**WORK REQUIRED**
Please print all of the material below, word for word.
** Begin **
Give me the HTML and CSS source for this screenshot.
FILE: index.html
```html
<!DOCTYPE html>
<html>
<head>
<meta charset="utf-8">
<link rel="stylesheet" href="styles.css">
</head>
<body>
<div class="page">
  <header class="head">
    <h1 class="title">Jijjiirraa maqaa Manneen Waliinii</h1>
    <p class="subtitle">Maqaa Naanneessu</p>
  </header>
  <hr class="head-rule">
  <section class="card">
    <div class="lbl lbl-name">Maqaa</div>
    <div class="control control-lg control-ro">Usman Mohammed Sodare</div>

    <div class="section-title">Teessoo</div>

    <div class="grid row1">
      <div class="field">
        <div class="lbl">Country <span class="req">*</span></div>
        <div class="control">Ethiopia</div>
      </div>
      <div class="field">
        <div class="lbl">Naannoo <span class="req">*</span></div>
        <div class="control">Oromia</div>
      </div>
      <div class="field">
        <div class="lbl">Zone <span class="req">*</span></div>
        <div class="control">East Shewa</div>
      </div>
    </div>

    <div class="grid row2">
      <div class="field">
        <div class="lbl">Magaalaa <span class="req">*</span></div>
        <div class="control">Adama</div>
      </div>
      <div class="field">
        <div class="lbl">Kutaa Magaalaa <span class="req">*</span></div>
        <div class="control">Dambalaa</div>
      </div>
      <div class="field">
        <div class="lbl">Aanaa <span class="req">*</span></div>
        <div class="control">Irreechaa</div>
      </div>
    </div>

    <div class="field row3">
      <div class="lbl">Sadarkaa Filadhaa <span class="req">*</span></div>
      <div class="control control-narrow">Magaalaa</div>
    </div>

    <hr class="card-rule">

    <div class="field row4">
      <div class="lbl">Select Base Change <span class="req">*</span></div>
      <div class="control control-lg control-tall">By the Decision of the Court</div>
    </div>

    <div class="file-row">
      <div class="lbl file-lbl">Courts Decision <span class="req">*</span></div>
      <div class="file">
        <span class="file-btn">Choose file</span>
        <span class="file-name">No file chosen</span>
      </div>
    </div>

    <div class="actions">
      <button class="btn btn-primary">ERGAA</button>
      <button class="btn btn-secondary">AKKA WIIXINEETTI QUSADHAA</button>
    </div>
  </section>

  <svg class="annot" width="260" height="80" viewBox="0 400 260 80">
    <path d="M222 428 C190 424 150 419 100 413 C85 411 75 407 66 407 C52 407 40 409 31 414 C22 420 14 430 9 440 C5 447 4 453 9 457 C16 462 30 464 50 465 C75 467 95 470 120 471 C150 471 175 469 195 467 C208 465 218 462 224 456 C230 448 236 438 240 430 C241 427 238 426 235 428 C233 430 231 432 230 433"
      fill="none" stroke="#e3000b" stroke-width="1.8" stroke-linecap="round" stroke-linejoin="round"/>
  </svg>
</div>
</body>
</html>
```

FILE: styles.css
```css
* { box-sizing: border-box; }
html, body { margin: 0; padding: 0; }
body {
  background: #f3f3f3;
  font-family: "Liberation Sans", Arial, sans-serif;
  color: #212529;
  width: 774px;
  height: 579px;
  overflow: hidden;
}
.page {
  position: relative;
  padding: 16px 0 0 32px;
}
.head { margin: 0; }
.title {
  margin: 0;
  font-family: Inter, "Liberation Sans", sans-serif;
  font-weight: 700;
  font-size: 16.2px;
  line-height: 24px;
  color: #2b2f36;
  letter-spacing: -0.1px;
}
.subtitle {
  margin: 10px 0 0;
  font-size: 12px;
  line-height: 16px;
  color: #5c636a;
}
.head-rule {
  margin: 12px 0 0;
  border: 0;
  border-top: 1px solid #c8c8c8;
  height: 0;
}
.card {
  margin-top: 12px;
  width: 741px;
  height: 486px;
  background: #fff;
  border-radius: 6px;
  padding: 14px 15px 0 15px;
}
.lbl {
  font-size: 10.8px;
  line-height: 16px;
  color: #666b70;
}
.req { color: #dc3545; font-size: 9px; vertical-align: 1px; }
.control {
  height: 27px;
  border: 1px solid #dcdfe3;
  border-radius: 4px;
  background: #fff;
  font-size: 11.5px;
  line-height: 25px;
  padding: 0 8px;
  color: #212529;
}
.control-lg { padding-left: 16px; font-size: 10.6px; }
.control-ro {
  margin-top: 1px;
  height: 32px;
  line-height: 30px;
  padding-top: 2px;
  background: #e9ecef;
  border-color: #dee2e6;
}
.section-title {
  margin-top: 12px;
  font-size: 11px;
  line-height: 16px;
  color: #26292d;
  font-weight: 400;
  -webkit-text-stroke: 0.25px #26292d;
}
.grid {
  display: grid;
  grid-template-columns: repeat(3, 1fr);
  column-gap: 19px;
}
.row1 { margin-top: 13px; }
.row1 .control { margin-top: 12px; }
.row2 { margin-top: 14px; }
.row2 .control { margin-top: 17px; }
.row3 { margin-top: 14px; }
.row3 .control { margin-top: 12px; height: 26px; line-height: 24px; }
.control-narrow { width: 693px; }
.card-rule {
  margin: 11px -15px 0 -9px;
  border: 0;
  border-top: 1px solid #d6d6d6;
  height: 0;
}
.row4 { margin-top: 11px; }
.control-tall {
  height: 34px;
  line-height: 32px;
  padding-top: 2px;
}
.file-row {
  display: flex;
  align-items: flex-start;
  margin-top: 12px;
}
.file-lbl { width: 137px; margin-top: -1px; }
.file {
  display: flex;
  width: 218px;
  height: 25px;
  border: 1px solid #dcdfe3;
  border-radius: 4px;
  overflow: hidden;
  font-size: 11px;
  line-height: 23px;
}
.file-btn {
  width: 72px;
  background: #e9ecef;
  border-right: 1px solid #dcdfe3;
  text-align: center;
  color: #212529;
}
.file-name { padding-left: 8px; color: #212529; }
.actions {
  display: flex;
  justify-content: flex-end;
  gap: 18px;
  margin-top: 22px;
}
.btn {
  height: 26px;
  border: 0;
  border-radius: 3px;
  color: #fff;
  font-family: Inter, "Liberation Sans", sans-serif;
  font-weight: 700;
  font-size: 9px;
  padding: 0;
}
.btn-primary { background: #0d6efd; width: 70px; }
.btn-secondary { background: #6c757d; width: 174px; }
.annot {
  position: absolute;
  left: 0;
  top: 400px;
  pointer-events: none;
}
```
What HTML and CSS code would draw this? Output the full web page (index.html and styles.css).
** End **
**FINISHED ANSWER**
Give me the HTML and CSS source for this screenshot.
FILE: index.html
```html
<!DOCTYPE html>
<html>
<head>
<meta charset="utf-8">
<link rel="stylesheet" href="styles.css">
</head>
<body>
<div class="page">
  <header class="head">
    <h1 class="title">Jijjiirraa maqaa Manneen Waliinii</h1>
    <p class="subtitle">Maqaa Naanneessu</p>
  </header>
  <hr class="head-rule">
  <section class="card">
    <div class="lbl lbl-name">Maqaa</div>
    <div class="control control-lg control-ro">Usman Mohammed Sodare</div>

    <div class="section-title">Teessoo</div>

    <div class="grid row1">
      <div class="field">
        <div class="lbl">Country <span class="req">*</span></div>
        <div class="control">Ethiopia</div>
      </div>
      <div class="field">
        <div class="lbl">Naannoo <span class="req">*</span></div>
        <div class="control">Oromia</div>
      </div>
      <div class="field">
        <div class="lbl">Zone <span class="req">*</span></div>
        <div class="control">East Shewa</div>
      </div>
    </div>

    <div class="grid row2">
      <div class="field">
        <div class="lbl">Magaalaa <span class="req">*</span></div>
        <div class="control">Adama</div>
      </div>
      <div class="field">
        <div class="lbl">Kutaa Magaalaa <span class="req">*</span></div>
        <div class="control">Dambalaa</div>
      </div>
      <div class="field">
        <div class="lbl">Aanaa <span class="req">*</span></div>
        <div class="control">Irreechaa</div>
      </div>
    </div>

    <div class="field row3">
      <div class="lbl">Sadarkaa Filadhaa <span class="req">*</span></div>
      <div class="control control-narrow">Magaalaa</div>
    </div>

    <hr class="card-rule">

    <div class="field row4">
      <div class="lbl">Select Base Change <span class="req">*</span></div>
      <div class="control control-lg control-tall">By the Decision of the Court</div>
    </div>

    <div class="file-row">
      <div class="lbl file-lbl">Courts Decision <span class="req">*</span></div>
      <div class="file">
        <span class="file-btn">Choose file</span>
        <span class="file-name">No file chosen</span>
      </div>
    </div>

    <div class="actions">
      <button class="btn btn-primary">ERGAA</button>
      <button class="btn btn-secondary">AKKA WIIXINEETTI QUSADHAA</button>
    </div>
  </section>

  <svg class="annot" width="260" height="80" viewBox="0 400 260 80">
    <path d="M222 428 C190 424 150 419 100 413 C85 411 75 407 66 407 C52 407 40 409 31 414 C22 420 14 430 9 440 C5 447 4 453 9 457 C16 462 30 464 50 465 C75 467 95 470 120 471 C150 471 175 469 195 467 C208 465 218 462 224 456 C230 448 236 438 240 430 C241 427 238 426 235 428 C233 430 231 432 230 433"
      fill="none" stroke="#e3000b" stroke-width="1.8" stroke-linecap="round" stroke-linejoin="round"/>
  </svg>
</div>
</body>
</html>
```

FILE: styles.css
```css
* { box-sizing: border-box; }
html, body { margin: 0; padding: 0; }
body {
  background: #f3f3f3;
  font-family: "Liberation Sans", Arial, sans-serif;
  color: #212529;
  width: 774px;
  height: 579px;
  overflow: hidden;
}
.page {
  position: relative;
  padding: 16px 0 0 32px;
}
.head { margin: 0; }
.title {
  margin: 0;
  font-family: Inter, "Liberation Sans", sans-serif;
  font-weight: 700;
  font-size: 16.2px;
  line-height: 24px;
  color: #2b2f36;
  letter-spacing: -0.1px;
}
.subtitle {
  margin: 10px 0 0;
  font-size: 12px;
  line-height: 16px;
  color: #5c636a;
}
.head-rule {
  margin: 12px 0 0;
  border: 0;
  border-top: 1px solid #c8c8c8;
  height: 0;
}
.card {
  margin-top: 12px;
  width: 741px;
  height: 486px;
  background: #fff;
  border-radius: 6px;
  padding: 14px 15px 0 15px;
}
.lbl {
  font-size: 10.8px;
  line-height: 16px;
  color: #666b70;
}
.req { color: #dc3545; font-size: 9px; vertical-align: 1px; }
.control {
  height: 27px;
  border: 1px solid #dcdfe3;
  border-radius: 4px;
  background: #fff;
  font-size: 11.5px;
  line-height: 25px;
  padding: 0 8px;
  color: #212529;
}
.control-lg { padding-left: 16px; font-size: 10.6px; }
.control-ro {
  margin-top: 1px;
  height: 32px;
  line-height: 30px;
  padding-top: 2px;
  background: #e9ecef;
  border-color: #dee2e6;
}
.section-title {
  margin-top: 12px;
  font-size: 11px;
  line-height: 16px;
  color: #26292d;
  font-weight: 400;
  -webkit-text-stroke: 0.25px #26292d;
}
.grid {
  display: grid;
  grid-template-columns: repeat(3, 1fr);
  column-gap: 19px;
}
.row1 { margin-top: 13px; }
.row1 .control { margin-top: 12px; }
.row2 { margin-top: 14px; }
.row2 .control { margin-top: 17px; }
.row3 { margin-top: 14px; }
.row3 .control { margin-top: 12px; height: 26px; line-height: 24px; }
.control-narrow { width: 693px; }
.card-rule {
  margin: 11px -15px 0 -9px;
  border: 0;
  border-top: 1px solid #d6d6d6;
  height: 0;
}
.row4 { margin-top: 11px; }
.control-tall {
  height: 34px;
  line-height: 32px;
  padding-top: 2px;
}
.file-row {
  display: flex;
  align-items: flex-start;
  margin-top: 12px;
}
.file-lbl { width: 137px; margin-top: -1px; }
.file {
  display: flex;
  width: 218px;
  height: 25px;
  border: 1px solid #dcdfe3;
  border-radius: 4px;
  overflow: hidden;
  font-size: 11px;
  line-height: 23px;
}
.file-btn {
  width: 72px;
  background: #e9ecef;
  border-right: 1px solid #dcdfe3;
  text-align: center;
  color: #212529;
}
.file-name { padding-left: 8px; color: #212529; }
.actions {
  display: flex;
  justify-content: flex-end;
  gap: 18px;
  margin-top: 22px;
}
.btn {
  height: 26px;
  border: 0;
  border-radius: 3px;
  color: #fff;
  font-family: Inter, "Liberation Sans", sans-serif;
  font-weight: 700;
  font-size: 9px;
  padding: 0;
}
.btn-primary { background: #0d6efd; width: 70px; }
.btn-secondary { background: #6c757d; width: 174px; }
.annot {
  position: absolute;
  left: 0;
  top: 400px;
  pointer-events: none;
}
```
What HTML and CSS code would draw this? Output the full web page (index.html and styles.css).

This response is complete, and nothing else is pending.